Low Prices Are a Good Opportunity for Investors
Much of this information and data paints a bleak picture for the outlook of the U.S. housing market. As buyers are digging in and shifting their focus from purchasing a home to potentially renting one – or staying in their current home instead of upgrading – sellers are preparing themselves for what could be a long wait to close the sale of their home, and at a price that might not be ideal.
But as homes sit on the market longer and prices continue to drop, opportunities will continue to increase for real estate investors. This opportunity is two-fold:
- First, and most obvious, longer stays on the market can make sellers panic and drop their prices. Lower home prices mean a cheaper entry point into the market and a lower up-front investment cost.

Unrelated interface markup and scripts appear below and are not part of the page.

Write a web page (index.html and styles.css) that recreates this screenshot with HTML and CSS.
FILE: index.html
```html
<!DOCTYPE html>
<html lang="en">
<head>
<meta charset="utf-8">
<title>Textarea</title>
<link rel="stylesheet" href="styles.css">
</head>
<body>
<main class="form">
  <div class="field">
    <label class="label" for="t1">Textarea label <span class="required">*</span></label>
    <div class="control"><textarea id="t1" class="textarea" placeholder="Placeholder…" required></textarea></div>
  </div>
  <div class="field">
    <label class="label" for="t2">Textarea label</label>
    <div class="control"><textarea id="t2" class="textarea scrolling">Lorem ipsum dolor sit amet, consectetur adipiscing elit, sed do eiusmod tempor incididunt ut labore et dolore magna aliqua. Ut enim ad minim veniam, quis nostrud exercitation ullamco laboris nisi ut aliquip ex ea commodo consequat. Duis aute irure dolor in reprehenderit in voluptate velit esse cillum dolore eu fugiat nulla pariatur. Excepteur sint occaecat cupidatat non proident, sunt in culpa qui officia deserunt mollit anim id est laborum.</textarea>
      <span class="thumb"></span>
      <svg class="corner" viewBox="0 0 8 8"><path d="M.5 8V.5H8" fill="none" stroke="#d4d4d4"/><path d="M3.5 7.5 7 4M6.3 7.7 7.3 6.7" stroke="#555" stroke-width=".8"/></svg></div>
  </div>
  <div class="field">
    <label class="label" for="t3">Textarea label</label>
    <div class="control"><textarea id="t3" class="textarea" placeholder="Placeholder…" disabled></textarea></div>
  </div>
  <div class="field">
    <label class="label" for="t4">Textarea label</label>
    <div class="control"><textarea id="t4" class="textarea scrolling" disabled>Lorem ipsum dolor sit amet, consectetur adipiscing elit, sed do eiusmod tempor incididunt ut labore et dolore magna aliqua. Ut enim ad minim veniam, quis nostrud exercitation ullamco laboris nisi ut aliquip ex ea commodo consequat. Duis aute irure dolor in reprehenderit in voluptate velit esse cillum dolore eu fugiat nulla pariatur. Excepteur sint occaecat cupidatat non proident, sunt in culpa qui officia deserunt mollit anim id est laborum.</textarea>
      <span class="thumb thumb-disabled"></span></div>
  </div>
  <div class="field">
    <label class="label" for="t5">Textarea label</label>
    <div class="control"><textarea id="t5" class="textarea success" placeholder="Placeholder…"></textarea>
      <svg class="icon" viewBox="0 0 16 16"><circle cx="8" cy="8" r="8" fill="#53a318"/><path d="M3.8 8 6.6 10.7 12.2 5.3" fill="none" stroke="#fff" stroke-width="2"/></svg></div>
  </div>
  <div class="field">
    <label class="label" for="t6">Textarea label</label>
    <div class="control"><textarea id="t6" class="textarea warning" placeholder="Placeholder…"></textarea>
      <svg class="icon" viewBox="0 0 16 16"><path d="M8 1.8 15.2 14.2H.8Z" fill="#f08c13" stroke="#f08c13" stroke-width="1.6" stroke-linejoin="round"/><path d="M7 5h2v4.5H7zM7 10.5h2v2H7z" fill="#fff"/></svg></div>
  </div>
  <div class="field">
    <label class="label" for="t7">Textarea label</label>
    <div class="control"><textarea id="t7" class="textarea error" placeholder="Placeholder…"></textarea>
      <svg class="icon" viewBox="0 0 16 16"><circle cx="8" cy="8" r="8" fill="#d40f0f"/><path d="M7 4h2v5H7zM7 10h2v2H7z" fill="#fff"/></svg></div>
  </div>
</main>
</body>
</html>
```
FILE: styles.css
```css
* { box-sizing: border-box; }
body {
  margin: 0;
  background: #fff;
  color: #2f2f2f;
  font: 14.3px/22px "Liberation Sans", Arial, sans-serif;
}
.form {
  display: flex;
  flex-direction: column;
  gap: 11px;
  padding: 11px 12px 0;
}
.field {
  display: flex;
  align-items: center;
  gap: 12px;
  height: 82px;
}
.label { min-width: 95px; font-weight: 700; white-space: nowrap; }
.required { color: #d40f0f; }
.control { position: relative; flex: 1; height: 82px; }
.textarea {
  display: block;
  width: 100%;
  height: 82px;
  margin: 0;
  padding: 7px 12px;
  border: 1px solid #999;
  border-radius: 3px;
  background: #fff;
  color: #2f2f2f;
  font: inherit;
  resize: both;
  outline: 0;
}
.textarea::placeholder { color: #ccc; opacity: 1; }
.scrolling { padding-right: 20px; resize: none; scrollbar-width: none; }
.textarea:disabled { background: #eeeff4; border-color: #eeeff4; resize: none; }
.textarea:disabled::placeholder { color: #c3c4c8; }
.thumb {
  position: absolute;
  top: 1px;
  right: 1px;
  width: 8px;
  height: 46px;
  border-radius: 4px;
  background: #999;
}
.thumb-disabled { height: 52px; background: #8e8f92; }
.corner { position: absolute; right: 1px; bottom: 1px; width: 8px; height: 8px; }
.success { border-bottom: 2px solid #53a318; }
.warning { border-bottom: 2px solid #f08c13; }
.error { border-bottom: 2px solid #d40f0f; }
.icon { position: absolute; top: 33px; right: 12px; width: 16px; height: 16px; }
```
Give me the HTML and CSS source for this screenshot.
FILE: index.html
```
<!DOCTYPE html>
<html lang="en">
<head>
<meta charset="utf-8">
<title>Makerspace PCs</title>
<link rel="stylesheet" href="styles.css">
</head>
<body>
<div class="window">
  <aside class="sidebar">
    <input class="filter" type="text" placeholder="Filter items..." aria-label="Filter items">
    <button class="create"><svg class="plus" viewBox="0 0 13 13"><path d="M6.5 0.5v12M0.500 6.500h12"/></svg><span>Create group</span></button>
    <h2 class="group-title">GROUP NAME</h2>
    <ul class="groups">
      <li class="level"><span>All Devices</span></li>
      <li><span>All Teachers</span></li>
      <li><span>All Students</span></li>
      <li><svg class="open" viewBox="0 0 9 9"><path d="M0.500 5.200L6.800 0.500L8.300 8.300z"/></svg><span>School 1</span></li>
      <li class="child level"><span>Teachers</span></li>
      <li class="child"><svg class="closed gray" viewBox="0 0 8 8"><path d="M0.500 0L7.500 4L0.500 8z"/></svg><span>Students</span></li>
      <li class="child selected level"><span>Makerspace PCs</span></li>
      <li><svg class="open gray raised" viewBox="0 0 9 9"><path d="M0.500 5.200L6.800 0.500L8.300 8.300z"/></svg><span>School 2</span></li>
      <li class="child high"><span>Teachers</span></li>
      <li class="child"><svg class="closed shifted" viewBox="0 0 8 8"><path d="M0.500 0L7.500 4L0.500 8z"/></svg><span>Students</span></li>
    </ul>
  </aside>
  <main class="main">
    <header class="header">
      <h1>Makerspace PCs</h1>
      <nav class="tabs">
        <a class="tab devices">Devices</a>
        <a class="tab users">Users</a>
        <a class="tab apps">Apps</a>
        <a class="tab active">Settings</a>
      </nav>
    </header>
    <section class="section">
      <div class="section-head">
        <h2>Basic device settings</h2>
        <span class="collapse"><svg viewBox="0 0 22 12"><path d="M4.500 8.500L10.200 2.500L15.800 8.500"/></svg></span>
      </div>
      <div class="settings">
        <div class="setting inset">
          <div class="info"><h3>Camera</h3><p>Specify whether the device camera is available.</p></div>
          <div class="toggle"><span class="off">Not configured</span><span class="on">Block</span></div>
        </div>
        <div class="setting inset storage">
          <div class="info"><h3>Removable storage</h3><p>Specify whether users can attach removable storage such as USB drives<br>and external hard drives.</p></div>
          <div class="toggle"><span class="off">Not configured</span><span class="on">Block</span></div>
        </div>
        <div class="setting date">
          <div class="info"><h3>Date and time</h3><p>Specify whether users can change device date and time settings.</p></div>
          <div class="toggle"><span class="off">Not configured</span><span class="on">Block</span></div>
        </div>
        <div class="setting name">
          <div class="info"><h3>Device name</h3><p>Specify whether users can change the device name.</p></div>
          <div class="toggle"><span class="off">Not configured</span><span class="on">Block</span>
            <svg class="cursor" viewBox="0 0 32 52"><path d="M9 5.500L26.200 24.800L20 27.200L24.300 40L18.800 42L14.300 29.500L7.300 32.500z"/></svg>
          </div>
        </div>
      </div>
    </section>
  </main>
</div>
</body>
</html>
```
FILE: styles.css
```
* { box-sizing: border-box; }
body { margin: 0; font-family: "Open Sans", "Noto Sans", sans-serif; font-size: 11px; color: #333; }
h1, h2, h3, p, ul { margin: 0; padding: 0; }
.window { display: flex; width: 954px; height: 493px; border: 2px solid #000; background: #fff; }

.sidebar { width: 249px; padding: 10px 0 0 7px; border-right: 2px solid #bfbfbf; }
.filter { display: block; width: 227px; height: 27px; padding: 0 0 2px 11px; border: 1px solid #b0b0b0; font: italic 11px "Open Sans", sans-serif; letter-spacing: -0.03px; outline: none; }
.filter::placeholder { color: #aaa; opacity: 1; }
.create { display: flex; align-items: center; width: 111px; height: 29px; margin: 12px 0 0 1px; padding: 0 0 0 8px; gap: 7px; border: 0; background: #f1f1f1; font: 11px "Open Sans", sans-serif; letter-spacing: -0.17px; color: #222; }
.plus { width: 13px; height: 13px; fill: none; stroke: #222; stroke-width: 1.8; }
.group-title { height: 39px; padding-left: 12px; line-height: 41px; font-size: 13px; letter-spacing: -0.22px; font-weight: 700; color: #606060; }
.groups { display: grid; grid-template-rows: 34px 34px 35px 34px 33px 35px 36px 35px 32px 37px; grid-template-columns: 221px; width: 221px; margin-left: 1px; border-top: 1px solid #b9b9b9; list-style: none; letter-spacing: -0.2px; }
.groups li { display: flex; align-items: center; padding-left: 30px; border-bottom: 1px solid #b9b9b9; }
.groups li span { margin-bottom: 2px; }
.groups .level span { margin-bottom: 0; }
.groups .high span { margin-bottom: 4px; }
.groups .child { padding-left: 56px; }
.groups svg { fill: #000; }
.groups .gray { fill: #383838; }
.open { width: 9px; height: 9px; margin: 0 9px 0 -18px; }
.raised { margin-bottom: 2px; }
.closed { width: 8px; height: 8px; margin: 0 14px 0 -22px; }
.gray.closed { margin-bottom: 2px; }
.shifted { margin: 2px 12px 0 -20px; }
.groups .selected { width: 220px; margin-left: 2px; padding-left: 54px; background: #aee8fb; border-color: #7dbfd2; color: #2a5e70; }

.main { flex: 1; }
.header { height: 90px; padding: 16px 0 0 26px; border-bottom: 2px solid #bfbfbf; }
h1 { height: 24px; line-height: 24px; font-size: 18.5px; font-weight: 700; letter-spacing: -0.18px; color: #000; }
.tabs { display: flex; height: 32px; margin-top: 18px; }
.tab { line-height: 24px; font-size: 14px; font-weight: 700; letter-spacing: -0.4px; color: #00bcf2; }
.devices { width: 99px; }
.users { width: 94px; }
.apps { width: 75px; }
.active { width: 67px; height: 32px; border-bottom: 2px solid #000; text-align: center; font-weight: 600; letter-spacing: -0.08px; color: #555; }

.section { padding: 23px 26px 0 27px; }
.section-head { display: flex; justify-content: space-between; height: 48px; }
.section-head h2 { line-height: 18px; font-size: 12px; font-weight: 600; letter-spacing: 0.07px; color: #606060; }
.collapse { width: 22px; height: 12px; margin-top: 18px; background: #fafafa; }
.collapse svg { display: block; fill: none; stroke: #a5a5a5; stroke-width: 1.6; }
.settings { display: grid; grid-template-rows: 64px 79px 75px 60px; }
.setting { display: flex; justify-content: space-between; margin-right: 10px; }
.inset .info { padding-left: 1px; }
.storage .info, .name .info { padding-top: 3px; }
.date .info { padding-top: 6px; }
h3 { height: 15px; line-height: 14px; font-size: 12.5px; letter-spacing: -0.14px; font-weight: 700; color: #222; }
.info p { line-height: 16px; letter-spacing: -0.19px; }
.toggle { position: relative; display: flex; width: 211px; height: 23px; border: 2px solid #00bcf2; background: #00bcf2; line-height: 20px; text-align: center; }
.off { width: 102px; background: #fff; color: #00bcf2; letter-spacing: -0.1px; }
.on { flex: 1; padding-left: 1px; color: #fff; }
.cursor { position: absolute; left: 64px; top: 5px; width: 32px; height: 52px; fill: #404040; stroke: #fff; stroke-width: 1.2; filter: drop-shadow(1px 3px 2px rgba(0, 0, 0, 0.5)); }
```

- Second, downturns in the housing market are often accompanied by increases in the rental market. Higher mortgage rates often convince buyers to rent instead of purchase as they hope rates will drop in the future.
These two factors combine to create a nice opportunity for real estate investors. The entry point in markets such as Dallas is starting to become much more affordable than they were as recently as a year ago, creating a buy-low scenario. More renters on the market provides a good opportunity to create a steady, consistent monthly income on the property instead of having it sit on the market waiting for a buyer.
And, over time, as the housing market inevitably rises again, investors will be in a prime situation to sell their investment, if they so wish, for a profit that could be a lot higher than it would have been if they made their purchase when home prices were at their peak.